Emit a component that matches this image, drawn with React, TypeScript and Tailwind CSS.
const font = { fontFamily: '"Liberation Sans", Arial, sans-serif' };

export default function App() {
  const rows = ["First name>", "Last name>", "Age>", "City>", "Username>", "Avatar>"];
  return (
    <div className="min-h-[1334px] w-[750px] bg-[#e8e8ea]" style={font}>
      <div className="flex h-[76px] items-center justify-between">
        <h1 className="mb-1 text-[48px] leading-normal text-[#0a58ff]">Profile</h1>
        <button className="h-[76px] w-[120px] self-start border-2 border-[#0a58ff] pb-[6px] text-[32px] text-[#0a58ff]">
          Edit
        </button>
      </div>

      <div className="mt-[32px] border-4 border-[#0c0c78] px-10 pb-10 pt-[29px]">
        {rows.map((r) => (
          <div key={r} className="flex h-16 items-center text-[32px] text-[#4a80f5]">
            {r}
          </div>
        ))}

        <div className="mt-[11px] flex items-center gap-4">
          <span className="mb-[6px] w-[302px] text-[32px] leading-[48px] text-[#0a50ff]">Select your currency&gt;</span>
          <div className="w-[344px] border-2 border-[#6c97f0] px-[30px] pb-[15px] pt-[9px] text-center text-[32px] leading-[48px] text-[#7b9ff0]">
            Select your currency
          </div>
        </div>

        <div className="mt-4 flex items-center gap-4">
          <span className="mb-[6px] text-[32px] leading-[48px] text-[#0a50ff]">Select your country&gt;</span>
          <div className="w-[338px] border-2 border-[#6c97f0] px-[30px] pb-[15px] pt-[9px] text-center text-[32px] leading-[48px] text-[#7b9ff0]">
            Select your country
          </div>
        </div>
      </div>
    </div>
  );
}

════════════════

▶ **What to work on**
Please repeat the listing above in full and exactly.

▶ **Output of the task**
Emit a component that matches this image, drawn with React, TypeScript and Tailwind CSS.
const font = { fontFamily: '"Liberation Sans", Arial, sans-serif' };

export default function App() {
  const rows = ["First name>", "Last name>", "Age>", "City>", "Username>", "Avatar>"];
  return (
    <div className="min-h-[1334px] w-[750px] bg-[#e8e8ea]" style={font}>
      <div className="flex h-[76px] items-center justify-between">
        <h1 className="mb-1 text-[48px] leading-normal text-[#0a58ff]">Profile</h1>
        <button className="h-[76px] w-[120px] self-start border-2 border-[#0a58ff] pb-[6px] text-[32px] text-[#0a58ff]">
          Edit
        </button>
      </div>

      <div className="mt-[32px] border-4 border-[#0c0c78] px-10 pb-10 pt-[29px]">
        {rows.map((r) => (
          <div key={r} className="flex h-16 items-center text-[32px] text-[#4a80f5]">
            {r}
          </div>
        ))}

        <div className="mt-[11px] flex items-center gap-4">
          <span className="mb-[6px] w-[302px] text-[32px] leading-[48px] text-[#0a50ff]">Select your currency&gt;</span>
          <div className="w-[344px] border-2 border-[#6c97f0] px-[30px] pb-[15px] pt-[9px] text-center text-[32px] leading-[48px] text-[#7b9ff0]">
            Select your currency
          </div>
        </div>

        <div className="mt-4 flex items-center gap-4">
          <span className="mb-[6px] text-[32px] leading-[48px] text-[#0a50ff]">Select your country&gt;</span>
          <div className="w-[338px] border-2 border-[#6c97f0] px-[30px] pb-[15px] pt-[9px] text-center text-[32px] leading-[48px] text-[#7b9ff0]">
            Select your country
          </div>
        </div>
      </div>
    </div>
  );
}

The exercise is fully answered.